▸ **STATED EXERCISE**:
Identify all lines below that hold "React" and collect them.

▸ **EXTRACTED DATA**:
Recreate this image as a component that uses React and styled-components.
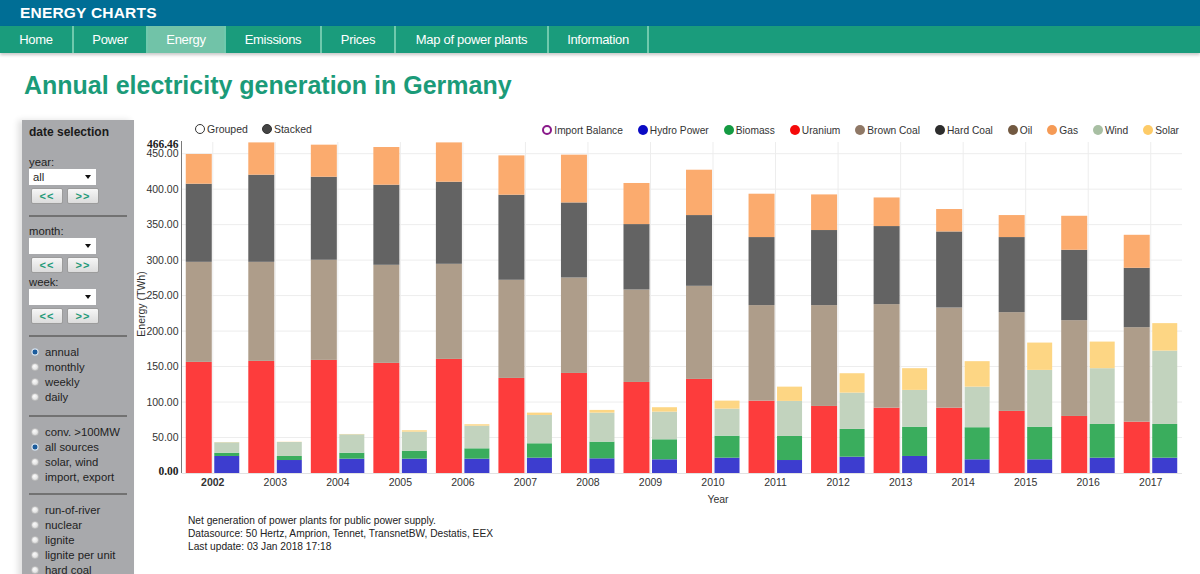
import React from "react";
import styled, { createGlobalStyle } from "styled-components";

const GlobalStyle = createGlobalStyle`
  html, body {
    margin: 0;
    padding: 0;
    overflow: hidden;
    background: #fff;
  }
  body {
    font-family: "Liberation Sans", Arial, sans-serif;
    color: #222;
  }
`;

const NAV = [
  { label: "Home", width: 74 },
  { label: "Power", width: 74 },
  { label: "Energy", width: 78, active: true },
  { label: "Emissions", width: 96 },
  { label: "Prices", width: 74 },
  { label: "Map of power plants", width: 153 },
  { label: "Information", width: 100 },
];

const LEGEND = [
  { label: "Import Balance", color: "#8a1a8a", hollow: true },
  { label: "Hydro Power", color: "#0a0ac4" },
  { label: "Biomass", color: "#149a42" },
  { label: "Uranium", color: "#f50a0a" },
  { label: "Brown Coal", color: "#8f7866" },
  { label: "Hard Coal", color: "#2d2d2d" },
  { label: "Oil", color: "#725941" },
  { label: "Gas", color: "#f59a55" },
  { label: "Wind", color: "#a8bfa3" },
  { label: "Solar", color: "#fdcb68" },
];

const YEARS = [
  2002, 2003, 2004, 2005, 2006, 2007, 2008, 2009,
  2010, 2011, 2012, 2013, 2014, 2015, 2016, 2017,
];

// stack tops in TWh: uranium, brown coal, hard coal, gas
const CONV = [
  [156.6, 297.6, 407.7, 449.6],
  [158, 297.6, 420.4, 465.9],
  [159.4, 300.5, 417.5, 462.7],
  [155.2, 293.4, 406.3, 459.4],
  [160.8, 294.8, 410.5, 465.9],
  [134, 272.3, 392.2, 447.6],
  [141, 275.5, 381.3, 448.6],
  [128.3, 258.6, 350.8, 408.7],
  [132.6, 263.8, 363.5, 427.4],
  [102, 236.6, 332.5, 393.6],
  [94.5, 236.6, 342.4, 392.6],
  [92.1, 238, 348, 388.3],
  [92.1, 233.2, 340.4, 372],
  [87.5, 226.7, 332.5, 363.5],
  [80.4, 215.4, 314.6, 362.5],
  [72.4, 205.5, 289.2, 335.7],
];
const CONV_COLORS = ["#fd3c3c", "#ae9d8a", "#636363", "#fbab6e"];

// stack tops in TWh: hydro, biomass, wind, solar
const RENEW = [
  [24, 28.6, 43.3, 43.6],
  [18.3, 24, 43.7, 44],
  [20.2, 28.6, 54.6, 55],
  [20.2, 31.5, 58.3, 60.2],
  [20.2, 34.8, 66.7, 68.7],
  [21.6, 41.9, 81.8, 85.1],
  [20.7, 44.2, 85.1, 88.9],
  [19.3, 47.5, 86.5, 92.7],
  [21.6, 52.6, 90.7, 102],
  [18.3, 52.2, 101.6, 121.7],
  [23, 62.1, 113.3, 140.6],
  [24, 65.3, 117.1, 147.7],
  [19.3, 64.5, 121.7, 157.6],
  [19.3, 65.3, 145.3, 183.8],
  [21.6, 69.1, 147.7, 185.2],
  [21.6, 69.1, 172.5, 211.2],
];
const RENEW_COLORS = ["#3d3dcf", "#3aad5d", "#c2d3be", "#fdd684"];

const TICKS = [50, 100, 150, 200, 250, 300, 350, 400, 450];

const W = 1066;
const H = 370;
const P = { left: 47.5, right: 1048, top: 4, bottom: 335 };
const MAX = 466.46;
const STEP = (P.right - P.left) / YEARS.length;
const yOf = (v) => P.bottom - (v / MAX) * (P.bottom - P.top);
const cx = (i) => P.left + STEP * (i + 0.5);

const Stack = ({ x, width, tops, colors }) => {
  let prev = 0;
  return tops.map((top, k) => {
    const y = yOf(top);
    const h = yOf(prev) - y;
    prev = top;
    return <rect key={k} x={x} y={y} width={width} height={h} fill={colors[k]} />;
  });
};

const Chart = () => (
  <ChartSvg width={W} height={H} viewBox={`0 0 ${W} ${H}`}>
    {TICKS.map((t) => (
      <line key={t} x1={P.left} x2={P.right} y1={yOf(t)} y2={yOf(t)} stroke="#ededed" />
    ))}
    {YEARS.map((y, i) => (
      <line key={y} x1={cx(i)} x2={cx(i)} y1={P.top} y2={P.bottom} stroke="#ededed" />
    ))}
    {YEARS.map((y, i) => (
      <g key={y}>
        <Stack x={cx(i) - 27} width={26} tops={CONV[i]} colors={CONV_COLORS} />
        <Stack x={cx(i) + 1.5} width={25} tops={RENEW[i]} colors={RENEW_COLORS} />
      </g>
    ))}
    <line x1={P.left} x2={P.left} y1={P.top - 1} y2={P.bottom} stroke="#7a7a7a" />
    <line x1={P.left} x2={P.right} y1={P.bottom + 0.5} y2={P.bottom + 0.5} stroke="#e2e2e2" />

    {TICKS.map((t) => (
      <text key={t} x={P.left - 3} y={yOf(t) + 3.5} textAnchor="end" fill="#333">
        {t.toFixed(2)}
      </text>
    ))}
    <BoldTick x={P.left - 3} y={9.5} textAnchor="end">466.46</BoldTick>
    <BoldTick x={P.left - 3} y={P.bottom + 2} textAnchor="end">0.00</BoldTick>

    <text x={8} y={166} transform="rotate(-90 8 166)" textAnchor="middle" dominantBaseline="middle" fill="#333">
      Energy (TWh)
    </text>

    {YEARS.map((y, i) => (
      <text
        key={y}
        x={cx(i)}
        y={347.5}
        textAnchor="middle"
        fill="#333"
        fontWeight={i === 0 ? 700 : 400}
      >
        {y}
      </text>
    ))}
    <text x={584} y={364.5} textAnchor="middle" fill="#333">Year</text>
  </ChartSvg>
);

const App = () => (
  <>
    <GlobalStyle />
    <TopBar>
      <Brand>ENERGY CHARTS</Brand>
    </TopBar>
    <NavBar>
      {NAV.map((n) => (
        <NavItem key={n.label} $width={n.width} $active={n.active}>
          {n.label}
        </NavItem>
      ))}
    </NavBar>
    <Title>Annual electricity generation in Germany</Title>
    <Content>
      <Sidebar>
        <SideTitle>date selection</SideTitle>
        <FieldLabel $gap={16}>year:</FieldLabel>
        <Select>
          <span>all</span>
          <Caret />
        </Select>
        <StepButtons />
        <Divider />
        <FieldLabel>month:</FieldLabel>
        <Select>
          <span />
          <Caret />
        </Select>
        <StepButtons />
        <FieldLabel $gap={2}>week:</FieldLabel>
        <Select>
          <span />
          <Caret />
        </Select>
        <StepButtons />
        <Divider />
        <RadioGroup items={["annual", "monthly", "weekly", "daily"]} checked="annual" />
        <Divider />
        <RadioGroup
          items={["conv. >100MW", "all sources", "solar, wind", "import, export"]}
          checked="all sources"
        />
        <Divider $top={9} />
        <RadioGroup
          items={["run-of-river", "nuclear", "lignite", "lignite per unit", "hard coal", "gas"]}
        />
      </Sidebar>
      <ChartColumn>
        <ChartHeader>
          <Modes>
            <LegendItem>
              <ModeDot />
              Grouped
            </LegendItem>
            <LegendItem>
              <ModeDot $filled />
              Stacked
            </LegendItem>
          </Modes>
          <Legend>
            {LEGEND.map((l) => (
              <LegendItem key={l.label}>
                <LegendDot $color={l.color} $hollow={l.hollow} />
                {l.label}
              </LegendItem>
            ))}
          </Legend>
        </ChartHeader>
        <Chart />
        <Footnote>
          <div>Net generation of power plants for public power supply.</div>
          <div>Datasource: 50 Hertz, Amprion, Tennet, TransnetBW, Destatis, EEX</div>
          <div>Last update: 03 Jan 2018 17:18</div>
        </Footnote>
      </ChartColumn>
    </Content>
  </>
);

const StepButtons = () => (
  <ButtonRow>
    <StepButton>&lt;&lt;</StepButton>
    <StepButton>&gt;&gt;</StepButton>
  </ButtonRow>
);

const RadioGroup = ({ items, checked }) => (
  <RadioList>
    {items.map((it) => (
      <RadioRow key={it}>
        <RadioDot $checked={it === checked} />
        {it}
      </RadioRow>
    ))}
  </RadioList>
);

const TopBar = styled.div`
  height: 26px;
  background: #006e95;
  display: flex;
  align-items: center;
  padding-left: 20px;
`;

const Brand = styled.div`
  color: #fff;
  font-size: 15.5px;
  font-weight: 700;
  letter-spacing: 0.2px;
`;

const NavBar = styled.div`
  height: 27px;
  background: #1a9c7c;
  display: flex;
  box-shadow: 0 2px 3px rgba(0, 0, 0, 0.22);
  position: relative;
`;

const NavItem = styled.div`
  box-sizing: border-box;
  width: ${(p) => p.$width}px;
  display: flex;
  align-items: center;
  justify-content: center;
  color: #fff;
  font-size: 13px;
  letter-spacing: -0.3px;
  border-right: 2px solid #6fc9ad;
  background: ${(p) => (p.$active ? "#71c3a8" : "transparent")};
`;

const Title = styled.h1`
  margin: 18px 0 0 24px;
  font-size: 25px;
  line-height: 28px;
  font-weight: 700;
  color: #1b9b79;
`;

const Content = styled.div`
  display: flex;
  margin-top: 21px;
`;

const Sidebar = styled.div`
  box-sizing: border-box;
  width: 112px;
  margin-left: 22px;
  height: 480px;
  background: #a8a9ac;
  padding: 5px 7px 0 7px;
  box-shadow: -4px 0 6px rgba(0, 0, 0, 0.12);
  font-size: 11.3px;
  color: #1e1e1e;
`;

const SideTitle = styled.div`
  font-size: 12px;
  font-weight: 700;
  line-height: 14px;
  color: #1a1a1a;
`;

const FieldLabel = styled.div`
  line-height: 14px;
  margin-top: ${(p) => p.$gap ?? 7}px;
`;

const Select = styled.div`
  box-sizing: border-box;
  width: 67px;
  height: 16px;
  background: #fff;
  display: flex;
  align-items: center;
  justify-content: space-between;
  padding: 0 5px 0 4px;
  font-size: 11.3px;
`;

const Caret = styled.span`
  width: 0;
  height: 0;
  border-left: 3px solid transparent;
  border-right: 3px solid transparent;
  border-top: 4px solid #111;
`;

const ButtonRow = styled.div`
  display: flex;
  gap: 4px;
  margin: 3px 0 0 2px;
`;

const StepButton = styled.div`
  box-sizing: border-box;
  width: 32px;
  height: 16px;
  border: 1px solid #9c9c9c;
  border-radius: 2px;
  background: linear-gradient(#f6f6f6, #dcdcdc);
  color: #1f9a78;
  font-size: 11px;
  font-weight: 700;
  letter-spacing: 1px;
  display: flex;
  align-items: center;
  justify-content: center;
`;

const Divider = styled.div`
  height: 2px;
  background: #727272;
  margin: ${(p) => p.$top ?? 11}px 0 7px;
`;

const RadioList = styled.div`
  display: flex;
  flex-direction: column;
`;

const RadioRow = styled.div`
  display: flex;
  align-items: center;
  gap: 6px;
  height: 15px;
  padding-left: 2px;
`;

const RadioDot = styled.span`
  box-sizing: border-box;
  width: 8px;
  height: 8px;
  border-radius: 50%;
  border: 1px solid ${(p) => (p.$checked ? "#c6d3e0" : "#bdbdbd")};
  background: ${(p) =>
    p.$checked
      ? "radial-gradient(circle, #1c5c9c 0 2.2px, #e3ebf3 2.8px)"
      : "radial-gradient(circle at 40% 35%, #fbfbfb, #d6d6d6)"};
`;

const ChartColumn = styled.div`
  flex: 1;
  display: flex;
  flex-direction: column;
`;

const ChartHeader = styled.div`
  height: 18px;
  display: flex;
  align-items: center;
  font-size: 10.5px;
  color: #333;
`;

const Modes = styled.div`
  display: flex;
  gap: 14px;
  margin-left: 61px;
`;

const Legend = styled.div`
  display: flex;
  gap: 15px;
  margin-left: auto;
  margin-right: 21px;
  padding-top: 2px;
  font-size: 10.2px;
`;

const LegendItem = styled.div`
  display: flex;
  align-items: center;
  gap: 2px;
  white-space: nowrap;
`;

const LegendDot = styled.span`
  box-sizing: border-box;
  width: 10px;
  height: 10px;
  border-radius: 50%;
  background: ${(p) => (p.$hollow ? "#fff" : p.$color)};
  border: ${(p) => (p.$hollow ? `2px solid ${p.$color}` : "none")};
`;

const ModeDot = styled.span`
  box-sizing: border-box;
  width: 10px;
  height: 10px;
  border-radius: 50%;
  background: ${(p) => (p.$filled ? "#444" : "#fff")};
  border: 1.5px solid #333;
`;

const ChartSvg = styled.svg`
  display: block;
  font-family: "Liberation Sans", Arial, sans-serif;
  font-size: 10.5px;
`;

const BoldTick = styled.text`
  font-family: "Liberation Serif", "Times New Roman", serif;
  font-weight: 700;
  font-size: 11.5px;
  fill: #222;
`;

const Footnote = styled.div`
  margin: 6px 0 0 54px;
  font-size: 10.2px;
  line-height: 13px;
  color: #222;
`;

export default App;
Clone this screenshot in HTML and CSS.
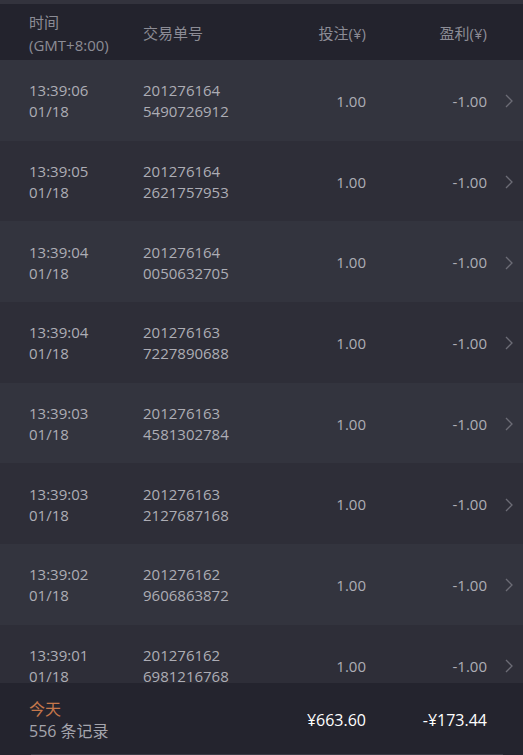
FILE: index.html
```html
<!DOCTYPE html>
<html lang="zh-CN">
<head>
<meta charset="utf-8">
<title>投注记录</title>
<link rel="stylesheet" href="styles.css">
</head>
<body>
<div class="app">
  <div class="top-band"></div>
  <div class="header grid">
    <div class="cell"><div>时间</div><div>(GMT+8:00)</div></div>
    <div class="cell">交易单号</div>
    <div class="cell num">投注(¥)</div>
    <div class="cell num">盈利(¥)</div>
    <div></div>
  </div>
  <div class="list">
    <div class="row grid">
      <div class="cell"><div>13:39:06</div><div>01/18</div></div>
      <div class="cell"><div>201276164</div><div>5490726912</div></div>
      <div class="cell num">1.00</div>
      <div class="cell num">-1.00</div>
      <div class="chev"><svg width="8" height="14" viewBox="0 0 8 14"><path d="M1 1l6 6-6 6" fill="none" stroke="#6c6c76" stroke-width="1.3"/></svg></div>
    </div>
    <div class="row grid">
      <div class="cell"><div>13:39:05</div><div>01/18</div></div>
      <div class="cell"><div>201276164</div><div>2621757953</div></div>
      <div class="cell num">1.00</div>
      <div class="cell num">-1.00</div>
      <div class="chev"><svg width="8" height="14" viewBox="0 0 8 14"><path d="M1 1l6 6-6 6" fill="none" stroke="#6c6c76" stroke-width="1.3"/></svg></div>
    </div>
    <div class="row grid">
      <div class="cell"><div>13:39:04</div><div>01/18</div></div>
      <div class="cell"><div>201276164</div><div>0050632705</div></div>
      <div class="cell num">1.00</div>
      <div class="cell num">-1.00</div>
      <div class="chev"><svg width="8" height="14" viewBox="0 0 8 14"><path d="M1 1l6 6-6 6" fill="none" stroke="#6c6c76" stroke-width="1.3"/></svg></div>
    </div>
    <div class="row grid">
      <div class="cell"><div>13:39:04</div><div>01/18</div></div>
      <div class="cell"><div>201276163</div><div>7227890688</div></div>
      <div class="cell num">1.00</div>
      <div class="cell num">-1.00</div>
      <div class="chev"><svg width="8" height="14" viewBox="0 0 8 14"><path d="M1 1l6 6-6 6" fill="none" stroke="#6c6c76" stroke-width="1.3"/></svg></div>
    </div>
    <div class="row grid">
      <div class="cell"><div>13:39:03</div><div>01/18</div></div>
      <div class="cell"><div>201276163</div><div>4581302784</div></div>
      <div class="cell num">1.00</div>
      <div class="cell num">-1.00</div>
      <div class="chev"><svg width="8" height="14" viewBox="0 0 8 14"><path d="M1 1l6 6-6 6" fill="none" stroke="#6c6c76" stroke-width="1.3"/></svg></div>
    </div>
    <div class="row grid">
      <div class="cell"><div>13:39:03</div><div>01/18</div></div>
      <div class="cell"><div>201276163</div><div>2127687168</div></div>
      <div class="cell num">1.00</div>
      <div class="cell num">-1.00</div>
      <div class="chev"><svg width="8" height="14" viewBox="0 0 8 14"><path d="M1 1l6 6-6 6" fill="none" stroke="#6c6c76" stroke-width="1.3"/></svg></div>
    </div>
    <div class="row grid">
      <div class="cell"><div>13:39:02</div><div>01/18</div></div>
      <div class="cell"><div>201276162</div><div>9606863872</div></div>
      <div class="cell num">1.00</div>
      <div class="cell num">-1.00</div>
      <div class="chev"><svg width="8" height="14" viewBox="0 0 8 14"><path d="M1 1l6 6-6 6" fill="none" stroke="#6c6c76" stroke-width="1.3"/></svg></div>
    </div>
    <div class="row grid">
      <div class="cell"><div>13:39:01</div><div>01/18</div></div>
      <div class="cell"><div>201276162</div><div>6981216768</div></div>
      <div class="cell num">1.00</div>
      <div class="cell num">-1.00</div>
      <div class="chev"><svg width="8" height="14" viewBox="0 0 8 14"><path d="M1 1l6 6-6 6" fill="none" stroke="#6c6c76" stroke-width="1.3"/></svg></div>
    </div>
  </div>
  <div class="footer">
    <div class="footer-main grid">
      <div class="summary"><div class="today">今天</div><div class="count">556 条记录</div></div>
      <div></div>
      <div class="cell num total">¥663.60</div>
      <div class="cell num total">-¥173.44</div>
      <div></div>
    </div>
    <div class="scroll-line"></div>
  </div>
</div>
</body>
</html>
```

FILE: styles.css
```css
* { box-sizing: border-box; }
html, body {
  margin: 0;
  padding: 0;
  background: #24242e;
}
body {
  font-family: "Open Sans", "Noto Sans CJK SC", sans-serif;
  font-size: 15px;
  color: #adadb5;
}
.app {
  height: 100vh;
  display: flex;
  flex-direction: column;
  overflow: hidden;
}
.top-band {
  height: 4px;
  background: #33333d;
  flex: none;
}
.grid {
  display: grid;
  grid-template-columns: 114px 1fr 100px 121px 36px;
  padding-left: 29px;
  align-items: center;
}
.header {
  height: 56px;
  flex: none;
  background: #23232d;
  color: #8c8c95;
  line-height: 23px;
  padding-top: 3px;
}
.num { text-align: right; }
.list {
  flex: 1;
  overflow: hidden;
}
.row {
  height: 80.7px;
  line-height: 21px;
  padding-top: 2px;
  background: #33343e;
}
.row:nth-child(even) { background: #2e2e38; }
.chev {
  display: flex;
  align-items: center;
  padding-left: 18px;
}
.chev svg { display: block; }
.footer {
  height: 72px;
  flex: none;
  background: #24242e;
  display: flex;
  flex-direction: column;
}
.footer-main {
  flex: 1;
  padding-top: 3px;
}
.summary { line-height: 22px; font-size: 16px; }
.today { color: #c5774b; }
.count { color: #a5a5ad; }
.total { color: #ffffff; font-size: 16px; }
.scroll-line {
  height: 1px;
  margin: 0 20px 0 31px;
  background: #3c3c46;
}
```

▸ **RESULT FOR THIS EXERCISE**:
Recreate this image as a component that uses React and styled-components.
import React from "react";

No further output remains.